The odds seem insuperable, but Mr Usov's future optimism for Ukraine's space industry has not been completely extinguished.

He outlined a scenario where Ukraine becomes an even bigger player in the international space sector.

“I want to open Ukraine to the world and show that it can be a trustworthy partner,” he said.

“But we need to create really good conditions and terms for other companies to co-operate with Ukraine.

“Before the war started, we were working on new legislation, which has already been signed and implemented by the President of Ukraine, to enable private companies to build space technology in Ukraine.”

Mr Usov still rankles from the 2015 dissolution of Ukraine's project with Brazil to develop the Cyclone 4M launcher which he blames on Russian political pressure.

“Even after Brazil spent about $500 million on that, they closed the project because of the tension,” he said.
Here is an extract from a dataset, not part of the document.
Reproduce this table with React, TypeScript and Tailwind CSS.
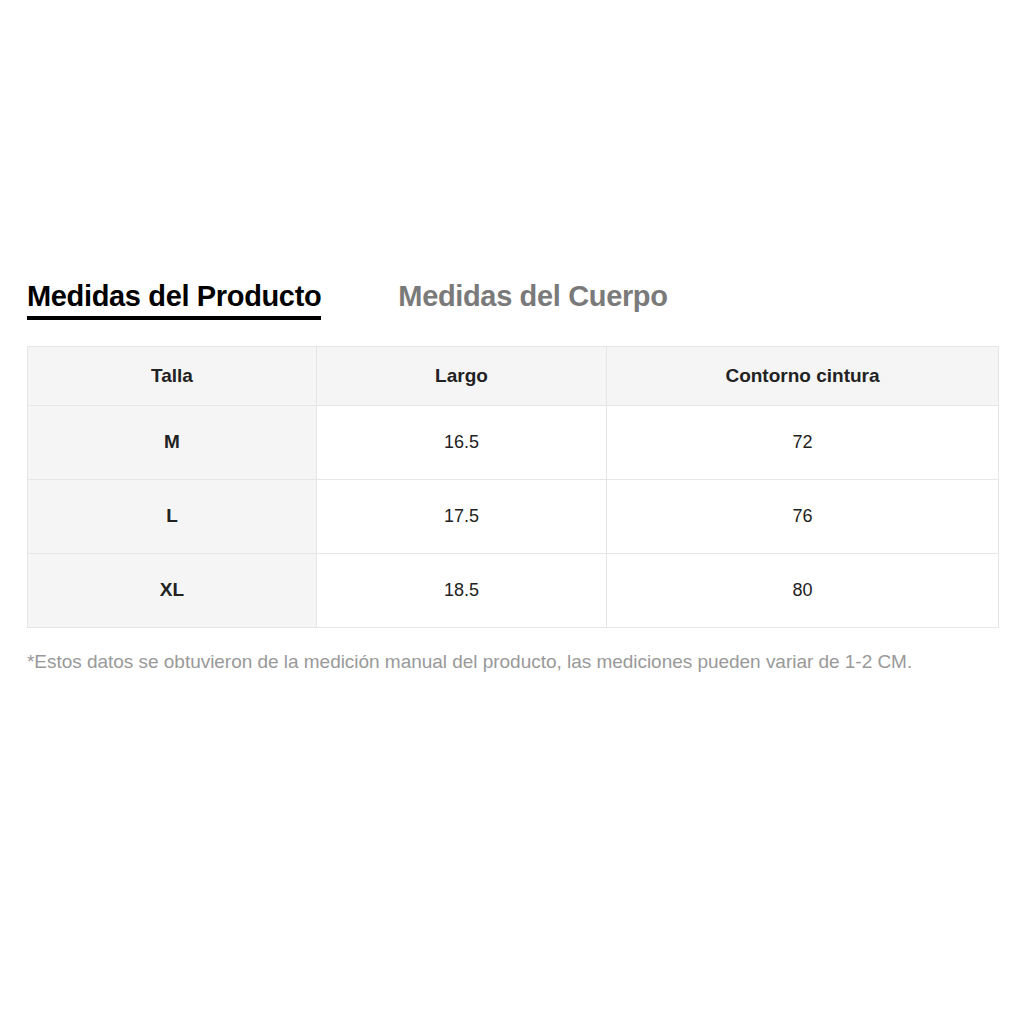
const rows = [
  { size: 'M', largo: '16.5', cintura: '72' },
  { size: 'L', largo: '17.5', cintura: '76' },
  { size: 'XL', largo: '18.5', cintura: '80' },
];

export default function App() {
  return (
    <div
      className="min-h-screen w-full bg-white px-[27px] pt-[278px] text-[#222]"
      style={{ fontFamily: '"Liberation Sans", Arial, sans-serif' }}>
      <div className="flex items-start gap-[77px]">
        <div className="flex flex-col">
          <span className="text-[29px] font-bold leading-[36px] tracking-[-0.35px] text-black">
            Medidas del Producto
          </span>
          <span className="mt-[2px] h-[4px] w-full bg-black" />
        </div>
        <span className="text-[29px] font-bold leading-[36px] tracking-[-0.35px] text-[#7a7a7a]">
          Medidas del Cuerpo
        </span>
      </div>

      <table className="mt-[26px] w-[972px] table-fixed border-collapse text-center text-[18px]">
        <colgroup>
          <col className="w-[289px]" />
          <col className="w-[290px]" />
          <col />
        </colgroup>
        <thead>
          <tr className="h-[59px] bg-[#f5f5f5] text-[19px]">
            <th className="border border-[#e6e6e6] font-bold">Talla</th>
            <th className="border border-[#e6e6e6] font-bold">Largo</th>
            <th className="border border-[#e6e6e6] font-bold">Contorno cintura</th>
          </tr>
        </thead>
        <tbody>
          {rows.map((r) => (
            <tr key={r.size} className="h-[74px]">
              <td className="border border-[#e6e6e6] bg-[#f5f5f5] text-[19px] font-bold">{r.size}</td>
              <td className="border border-[#e6e6e6]">{r.largo}</td>
              <td className="border border-[#e6e6e6]">{r.cintura}</td>
            </tr>
          ))}
        </tbody>
      </table>

      <p className="mt-[21px] text-[19px] leading-[26px] tracking-[-0.03px] text-[#999]">
        *Estos datos se obtuvieron de la medición manual del producto, las mediciones pueden variar de 1-2 CM.
      </p>
    </div>
  );
}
He sees Ukraine's space industry as far more than hardware — he sees it an allegory of Ukraine's desire to escape Russian vassalage and to westernise.

The defiance and nationalism in Mr Usov's rhetoric is the same defiance and nationalism espoused by President Zelenskyy and many of the Ukrainian people which has so inflamed Vladimir Putin.

Whether Russia or Ukraine holds the keys to Rocket City and the Ukrainian space industry in the months to come, then, will likely betoken the outcome of the wider conflict.